**What to produce**
Look through the material below. Copy each line that contains the string "index".
--- --- ---
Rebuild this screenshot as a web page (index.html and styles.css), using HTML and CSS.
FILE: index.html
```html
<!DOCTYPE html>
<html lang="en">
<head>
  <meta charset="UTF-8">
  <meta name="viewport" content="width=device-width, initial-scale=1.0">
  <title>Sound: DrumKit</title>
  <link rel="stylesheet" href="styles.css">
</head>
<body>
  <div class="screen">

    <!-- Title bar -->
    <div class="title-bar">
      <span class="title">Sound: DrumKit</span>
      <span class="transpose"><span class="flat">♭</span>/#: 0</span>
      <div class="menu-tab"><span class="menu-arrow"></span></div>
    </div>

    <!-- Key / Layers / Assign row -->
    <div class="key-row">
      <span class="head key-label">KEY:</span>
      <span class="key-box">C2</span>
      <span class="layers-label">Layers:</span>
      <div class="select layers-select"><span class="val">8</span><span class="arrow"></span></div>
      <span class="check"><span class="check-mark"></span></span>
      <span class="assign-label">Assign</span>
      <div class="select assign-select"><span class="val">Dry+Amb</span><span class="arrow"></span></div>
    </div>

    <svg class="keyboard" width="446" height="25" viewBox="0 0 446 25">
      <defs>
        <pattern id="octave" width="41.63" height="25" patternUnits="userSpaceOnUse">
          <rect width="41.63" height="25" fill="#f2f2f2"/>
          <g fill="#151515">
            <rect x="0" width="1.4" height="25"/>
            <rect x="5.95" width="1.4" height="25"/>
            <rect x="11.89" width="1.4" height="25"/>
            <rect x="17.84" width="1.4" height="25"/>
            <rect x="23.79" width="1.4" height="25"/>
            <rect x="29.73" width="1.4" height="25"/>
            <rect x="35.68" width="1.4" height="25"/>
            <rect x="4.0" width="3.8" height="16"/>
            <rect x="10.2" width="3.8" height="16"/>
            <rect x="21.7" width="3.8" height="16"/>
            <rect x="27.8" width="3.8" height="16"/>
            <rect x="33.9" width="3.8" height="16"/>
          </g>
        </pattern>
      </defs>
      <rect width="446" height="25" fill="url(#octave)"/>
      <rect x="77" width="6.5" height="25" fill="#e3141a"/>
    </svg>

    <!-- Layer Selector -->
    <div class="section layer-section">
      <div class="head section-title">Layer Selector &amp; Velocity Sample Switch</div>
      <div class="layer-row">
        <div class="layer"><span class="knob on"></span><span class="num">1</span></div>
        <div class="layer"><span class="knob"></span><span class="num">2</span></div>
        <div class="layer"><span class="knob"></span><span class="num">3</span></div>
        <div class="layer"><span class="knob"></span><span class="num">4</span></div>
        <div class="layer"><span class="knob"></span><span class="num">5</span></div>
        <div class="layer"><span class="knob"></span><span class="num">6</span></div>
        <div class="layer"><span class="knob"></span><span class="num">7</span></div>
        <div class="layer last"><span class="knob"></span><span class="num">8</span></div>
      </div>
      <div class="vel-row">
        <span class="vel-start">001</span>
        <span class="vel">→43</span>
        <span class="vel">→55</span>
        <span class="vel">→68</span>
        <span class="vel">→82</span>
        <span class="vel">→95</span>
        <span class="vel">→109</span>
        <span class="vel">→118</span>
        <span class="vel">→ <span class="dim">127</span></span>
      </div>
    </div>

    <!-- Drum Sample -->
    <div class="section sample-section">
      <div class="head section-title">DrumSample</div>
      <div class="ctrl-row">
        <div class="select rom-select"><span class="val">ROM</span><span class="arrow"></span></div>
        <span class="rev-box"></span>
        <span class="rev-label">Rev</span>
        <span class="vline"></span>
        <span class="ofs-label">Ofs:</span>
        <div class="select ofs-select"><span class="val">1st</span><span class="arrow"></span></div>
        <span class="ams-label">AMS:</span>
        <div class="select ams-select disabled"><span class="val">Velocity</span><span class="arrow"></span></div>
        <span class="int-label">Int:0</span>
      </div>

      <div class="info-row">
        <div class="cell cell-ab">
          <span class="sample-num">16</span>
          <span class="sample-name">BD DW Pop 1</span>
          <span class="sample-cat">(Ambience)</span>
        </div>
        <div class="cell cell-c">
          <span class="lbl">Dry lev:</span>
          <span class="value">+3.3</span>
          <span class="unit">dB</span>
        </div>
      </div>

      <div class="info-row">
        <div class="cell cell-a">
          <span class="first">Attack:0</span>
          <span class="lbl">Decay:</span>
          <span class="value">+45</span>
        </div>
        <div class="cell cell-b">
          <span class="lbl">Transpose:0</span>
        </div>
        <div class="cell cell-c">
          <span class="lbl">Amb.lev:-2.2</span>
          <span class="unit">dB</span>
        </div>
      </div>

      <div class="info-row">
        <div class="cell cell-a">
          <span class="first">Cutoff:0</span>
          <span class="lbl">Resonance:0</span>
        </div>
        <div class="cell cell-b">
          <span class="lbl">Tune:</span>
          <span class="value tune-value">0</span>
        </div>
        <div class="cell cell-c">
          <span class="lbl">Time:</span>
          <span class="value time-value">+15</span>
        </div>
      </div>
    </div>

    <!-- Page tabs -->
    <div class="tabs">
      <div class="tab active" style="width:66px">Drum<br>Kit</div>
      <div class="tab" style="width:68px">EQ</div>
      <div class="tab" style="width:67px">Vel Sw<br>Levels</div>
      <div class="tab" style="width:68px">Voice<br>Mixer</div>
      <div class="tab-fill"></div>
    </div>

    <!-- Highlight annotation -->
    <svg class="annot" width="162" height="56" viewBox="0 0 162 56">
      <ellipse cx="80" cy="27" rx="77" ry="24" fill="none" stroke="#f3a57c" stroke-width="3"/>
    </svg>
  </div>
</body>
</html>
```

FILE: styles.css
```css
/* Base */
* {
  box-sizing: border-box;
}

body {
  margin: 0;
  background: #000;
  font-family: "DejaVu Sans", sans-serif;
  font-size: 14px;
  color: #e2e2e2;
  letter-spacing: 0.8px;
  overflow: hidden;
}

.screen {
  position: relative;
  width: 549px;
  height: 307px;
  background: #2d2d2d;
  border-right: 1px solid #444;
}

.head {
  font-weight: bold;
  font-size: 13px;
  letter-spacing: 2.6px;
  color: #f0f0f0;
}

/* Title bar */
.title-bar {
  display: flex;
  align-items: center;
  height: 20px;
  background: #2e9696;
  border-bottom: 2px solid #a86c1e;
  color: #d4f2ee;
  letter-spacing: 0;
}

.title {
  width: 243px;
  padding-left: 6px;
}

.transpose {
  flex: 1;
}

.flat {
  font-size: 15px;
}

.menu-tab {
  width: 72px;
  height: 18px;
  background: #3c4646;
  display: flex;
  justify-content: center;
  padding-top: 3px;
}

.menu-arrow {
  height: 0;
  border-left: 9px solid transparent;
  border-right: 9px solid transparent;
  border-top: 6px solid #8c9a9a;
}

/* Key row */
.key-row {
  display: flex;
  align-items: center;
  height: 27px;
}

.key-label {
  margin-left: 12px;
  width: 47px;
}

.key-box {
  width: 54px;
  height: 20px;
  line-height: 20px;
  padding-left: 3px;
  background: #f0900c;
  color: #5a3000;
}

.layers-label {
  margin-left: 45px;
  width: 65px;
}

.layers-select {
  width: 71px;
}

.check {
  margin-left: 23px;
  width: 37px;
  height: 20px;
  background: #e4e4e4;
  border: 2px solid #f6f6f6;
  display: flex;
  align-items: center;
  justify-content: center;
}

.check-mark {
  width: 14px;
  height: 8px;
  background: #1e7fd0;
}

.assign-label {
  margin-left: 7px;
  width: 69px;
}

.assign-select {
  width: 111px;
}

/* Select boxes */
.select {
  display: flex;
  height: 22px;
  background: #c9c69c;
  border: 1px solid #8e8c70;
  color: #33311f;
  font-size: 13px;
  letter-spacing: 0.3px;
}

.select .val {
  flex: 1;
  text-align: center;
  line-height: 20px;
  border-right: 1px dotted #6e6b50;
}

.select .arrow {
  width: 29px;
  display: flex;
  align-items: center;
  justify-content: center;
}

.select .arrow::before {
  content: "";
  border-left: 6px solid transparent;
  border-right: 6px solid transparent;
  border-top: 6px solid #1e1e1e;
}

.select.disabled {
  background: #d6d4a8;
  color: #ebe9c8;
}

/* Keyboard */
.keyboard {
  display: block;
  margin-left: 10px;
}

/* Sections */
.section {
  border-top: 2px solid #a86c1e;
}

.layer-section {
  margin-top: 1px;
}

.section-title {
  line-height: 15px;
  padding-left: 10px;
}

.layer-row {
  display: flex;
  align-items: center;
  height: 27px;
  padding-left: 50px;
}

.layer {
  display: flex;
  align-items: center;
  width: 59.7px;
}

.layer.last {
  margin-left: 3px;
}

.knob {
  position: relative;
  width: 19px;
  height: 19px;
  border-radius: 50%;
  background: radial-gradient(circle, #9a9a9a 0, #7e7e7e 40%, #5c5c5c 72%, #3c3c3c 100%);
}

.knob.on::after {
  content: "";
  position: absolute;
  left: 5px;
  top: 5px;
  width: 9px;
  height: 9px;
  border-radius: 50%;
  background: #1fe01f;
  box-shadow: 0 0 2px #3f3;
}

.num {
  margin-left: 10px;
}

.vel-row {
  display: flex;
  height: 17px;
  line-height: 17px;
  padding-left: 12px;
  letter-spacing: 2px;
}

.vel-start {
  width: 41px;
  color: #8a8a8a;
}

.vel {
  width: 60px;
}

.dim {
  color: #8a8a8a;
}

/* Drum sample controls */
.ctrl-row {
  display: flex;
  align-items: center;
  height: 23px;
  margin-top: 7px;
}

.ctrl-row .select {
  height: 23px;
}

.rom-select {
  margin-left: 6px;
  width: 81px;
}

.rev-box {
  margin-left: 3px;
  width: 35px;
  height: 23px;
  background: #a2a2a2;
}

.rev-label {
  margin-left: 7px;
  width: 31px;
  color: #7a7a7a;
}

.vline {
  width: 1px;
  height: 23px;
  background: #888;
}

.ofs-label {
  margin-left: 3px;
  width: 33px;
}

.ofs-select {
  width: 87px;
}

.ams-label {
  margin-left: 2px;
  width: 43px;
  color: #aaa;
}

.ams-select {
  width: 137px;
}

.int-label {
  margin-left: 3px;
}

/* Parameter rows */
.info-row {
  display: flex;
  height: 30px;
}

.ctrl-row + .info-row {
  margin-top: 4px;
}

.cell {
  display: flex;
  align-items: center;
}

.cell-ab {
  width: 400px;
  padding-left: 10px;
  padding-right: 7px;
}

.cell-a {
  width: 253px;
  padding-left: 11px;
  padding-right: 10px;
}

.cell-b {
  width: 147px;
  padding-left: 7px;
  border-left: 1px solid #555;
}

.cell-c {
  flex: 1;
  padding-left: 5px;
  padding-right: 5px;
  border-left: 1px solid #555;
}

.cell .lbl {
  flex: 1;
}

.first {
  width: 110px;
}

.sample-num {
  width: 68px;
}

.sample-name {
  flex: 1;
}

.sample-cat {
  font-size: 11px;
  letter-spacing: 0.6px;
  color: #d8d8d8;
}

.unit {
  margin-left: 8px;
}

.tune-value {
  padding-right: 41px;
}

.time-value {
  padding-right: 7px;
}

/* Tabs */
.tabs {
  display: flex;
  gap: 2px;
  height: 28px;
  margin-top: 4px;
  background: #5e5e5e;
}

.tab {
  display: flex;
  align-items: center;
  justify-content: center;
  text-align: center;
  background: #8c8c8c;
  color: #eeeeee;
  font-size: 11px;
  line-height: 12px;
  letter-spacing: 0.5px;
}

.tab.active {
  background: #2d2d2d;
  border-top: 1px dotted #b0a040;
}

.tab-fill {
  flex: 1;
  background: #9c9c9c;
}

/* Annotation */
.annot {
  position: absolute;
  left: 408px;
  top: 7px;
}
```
--- --- ---
**Response to this task**
Rebuild this screenshot as a web page (index.html and styles.css), using HTML and CSS.
FILE: index.html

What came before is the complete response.